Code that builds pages
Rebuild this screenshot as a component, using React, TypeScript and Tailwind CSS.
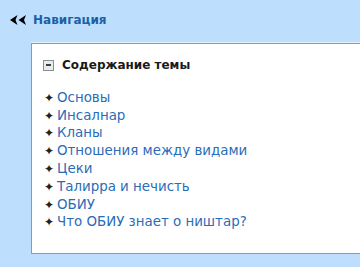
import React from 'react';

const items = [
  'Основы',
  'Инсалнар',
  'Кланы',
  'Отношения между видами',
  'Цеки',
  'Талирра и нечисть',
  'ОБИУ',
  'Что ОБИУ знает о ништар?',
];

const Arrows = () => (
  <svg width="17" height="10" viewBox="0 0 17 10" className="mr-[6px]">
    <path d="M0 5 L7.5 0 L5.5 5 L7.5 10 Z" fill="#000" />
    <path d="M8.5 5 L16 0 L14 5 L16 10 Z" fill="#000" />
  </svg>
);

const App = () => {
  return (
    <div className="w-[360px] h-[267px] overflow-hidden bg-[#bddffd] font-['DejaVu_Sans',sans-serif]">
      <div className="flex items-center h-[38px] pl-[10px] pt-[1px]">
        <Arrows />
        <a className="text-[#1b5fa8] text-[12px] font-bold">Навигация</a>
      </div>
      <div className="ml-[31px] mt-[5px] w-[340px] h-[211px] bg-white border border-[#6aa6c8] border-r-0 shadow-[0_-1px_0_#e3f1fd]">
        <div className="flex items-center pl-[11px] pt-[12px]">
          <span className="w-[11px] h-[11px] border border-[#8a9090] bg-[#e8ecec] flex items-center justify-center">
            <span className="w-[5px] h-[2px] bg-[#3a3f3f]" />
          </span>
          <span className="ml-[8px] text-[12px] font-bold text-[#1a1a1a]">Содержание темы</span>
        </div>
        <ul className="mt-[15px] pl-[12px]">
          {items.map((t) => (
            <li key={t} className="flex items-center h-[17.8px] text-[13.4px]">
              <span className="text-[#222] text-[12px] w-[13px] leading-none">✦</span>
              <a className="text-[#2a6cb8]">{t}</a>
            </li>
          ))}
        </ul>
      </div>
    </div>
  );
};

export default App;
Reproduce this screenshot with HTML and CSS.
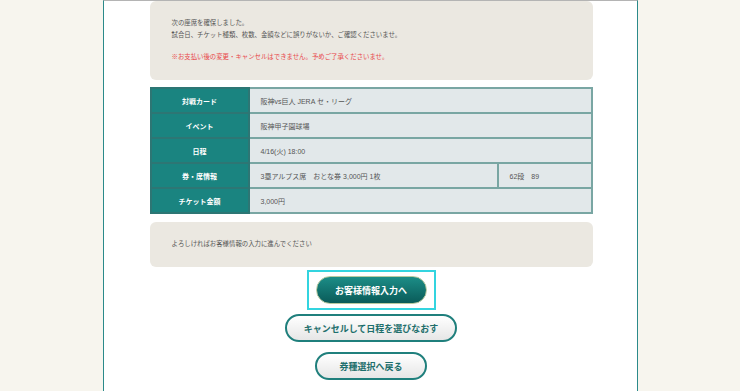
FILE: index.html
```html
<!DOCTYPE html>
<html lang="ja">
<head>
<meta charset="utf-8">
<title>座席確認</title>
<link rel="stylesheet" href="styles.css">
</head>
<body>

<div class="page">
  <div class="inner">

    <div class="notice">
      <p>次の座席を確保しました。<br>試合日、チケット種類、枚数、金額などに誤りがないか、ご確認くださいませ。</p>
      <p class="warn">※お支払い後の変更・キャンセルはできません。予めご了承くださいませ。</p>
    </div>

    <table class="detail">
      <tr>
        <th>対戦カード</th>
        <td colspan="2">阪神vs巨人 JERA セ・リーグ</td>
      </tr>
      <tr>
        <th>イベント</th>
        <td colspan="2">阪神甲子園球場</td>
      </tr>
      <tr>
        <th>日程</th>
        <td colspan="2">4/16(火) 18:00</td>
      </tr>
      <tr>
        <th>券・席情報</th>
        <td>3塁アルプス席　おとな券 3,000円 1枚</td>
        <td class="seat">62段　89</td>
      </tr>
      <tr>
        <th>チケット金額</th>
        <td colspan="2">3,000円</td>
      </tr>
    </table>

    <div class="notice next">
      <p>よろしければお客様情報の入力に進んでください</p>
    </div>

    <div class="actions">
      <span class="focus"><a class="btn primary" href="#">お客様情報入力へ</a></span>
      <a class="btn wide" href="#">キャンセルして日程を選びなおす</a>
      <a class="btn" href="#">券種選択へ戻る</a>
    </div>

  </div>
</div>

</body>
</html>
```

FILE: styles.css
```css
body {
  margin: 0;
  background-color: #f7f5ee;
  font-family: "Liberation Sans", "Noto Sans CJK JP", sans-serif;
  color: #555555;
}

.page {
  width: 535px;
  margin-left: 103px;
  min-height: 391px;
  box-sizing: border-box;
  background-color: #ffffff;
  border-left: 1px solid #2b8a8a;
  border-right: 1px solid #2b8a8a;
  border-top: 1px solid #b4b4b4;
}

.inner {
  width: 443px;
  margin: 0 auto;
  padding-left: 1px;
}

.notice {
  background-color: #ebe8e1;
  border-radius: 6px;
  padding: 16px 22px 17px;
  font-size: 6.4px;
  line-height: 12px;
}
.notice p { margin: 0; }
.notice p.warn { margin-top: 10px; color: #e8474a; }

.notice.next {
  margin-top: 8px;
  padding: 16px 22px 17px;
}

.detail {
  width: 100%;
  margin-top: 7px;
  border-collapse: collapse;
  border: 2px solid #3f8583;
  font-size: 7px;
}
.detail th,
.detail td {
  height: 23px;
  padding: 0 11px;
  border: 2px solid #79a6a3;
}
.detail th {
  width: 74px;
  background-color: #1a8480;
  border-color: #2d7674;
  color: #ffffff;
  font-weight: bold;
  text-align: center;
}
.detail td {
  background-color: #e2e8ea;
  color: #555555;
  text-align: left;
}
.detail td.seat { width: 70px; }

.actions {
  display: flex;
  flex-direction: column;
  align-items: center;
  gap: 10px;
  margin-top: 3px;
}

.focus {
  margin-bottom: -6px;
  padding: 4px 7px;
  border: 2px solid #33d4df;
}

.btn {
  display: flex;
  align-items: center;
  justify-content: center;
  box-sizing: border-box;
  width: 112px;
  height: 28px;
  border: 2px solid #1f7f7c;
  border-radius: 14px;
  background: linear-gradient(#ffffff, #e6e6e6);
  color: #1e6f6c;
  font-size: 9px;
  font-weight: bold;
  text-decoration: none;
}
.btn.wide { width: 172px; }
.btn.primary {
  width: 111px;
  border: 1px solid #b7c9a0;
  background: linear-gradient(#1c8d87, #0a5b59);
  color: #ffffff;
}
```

PROBLEM DETAILS
Transcribe every line from the records above without alteration, and leave out the images.

CORRECT ANSWER
Rebuild this screenshot as a component, using React, TypeScript and Tailwind CSS.
import React from 'react';

const items = [
  'Основы',
  'Инсалнар',
  'Кланы',
  'Отношения между видами',
  'Цеки',
  'Талирра и нечисть',
  'ОБИУ',
  'Что ОБИУ знает о ништар?',
];

const Arrows = () => (
  <svg width="17" height="10" viewBox="0 0 17 10" className="mr-[6px]">
    <path d="M0 5 L7.5 0 L5.5 5 L7.5 10 Z" fill="#000" />
    <path d="M8.5 5 L16 0 L14 5 L16 10 Z" fill="#000" />
  </svg>
);

const App = () => {
  return (
    <div className="w-[360px] h-[267px] overflow-hidden bg-[#bddffd] font-['DejaVu_Sans',sans-serif]">
      <div className="flex items-center h-[38px] pl-[10px] pt-[1px]">
        <Arrows />
        <a className="text-[#1b5fa8] text-[12px] font-bold">Навигация</a>
      </div>
      <div className="ml-[31px] mt-[5px] w-[340px] h-[211px] bg-white border border-[#6aa6c8] border-r-0 shadow-[0_-1px_0_#e3f1fd]">
        <div className="flex items-center pl-[11px] pt-[12px]">
          <span className="w-[11px] h-[11px] border border-[#8a9090] bg-[#e8ecec] flex items-center justify-center">
            <span className="w-[5px] h-[2px] bg-[#3a3f3f]" />
          </span>
          <span className="ml-[8px] text-[12px] font-bold text-[#1a1a1a]">Содержание темы</span>
        </div>
        <ul className="mt-[15px] pl-[12px]">
          {items.map((t) => (
            <li key={t} className="flex items-center h-[17.8px] text-[13.4px]">
              <span className="text-[#222] text-[12px] w-[13px] leading-none">✦</span>
              <a className="text-[#2a6cb8]">{t}</a>
            </li>
          ))}
        </ul>
      </div>
    </div>
  );
};

export default App;
Reproduce this screenshot with HTML and CSS.
FILE: index.html
```html
<!DOCTYPE html>
<html lang="ja">
<head>
<meta charset="utf-8">
<title>座席確認</title>
<link rel="stylesheet" href="styles.css">
</head>
<body>

<div class="page">
  <div class="inner">

    <div class="notice">
      <p>次の座席を確保しました。<br>試合日、チケット種類、枚数、金額などに誤りがないか、ご確認くださいませ。</p>
      <p class="warn">※お支払い後の変更・キャンセルはできません。予めご了承くださいませ。</p>
    </div>

    <table class="detail">
      <tr>
        <th>対戦カード</th>
        <td colspan="2">阪神vs巨人 JERA セ・リーグ</td>
      </tr>
      <tr>
        <th>イベント</th>
        <td colspan="2">阪神甲子園球場</td>
      </tr>
      <tr>
        <th>日程</th>
        <td colspan="2">4/16(火) 18:00</td>
      </tr>
      <tr>
        <th>券・席情報</th>
        <td>3塁アルプス席　おとな券 3,000円 1枚</td>
        <td class="seat">62段　89</td>
      </tr>
      <tr>
        <th>チケット金額</th>
        <td colspan="2">3,000円</td>
      </tr>
    </table>

    <div class="notice next">
      <p>よろしければお客様情報の入力に進んでください</p>
    </div>

    <div class="actions">
      <span class="focus"><a class="btn primary" href="#">お客様情報入力へ</a></span>
      <a class="btn wide" href="#">キャンセルして日程を選びなおす</a>
      <a class="btn" href="#">券種選択へ戻る</a>
    </div>

  </div>
</div>

</body>
</html>
```

FILE: styles.css
```css
body {
  margin: 0;
  background-color: #f7f5ee;
  font-family: "Liberation Sans", "Noto Sans CJK JP", sans-serif;
  color: #555555;
}

.page {
  width: 535px;
  margin-left: 103px;
  min-height: 391px;
  box-sizing: border-box;
  background-color: #ffffff;
  border-left: 1px solid #2b8a8a;
  border-right: 1px solid #2b8a8a;
  border-top: 1px solid #b4b4b4;
}

.inner {
  width: 443px;
  margin: 0 auto;
  padding-left: 1px;
}

.notice {
  background-color: #ebe8e1;
  border-radius: 6px;
  padding: 16px 22px 17px;
  font-size: 6.4px;
  line-height: 12px;
}
.notice p { margin: 0; }
.notice p.warn { margin-top: 10px; color: #e8474a; }

.notice.next {
  margin-top: 8px;
  padding: 16px 22px 17px;
}

.detail {
  width: 100%;
  margin-top: 7px;
  border-collapse: collapse;
  border: 2px solid #3f8583;
  font-size: 7px;
}
.detail th,
.detail td {
  height: 23px;
  padding: 0 11px;
  border: 2px solid #79a6a3;
}
.detail th {
  width: 74px;
  background-color: #1a8480;
  border-color: #2d7674;
  color: #ffffff;
  font-weight: bold;
  text-align: center;
}
.detail td {
  background-color: #e2e8ea;
  color: #555555;
  text-align: left;
}
.detail td.seat { width: 70px; }

.actions {
  display: flex;
  flex-direction: column;
  align-items: center;
  gap: 10px;
  margin-top: 3px;
}

.focus {
  margin-bottom: -6px;
  padding: 4px 7px;
  border: 2px solid #33d4df;
}

.btn {
  display: flex;
  align-items: center;
  justify-content: center;
  box-sizing: border-box;
  width: 112px;
  height: 28px;
  border: 2px solid #1f7f7c;
  border-radius: 14px;
  background: linear-gradient(#ffffff, #e6e6e6);
  color: #1e6f6c;
  font-size: 9px;
  font-weight: bold;
  text-decoration: none;
}
.btn.wide { width: 172px; }
.btn.primary {
  width: 111px;
  border: 1px solid #b7c9a0;
  background: linear-gradient(#1c8d87, #0a5b59);
  color: #ffffff;
}
```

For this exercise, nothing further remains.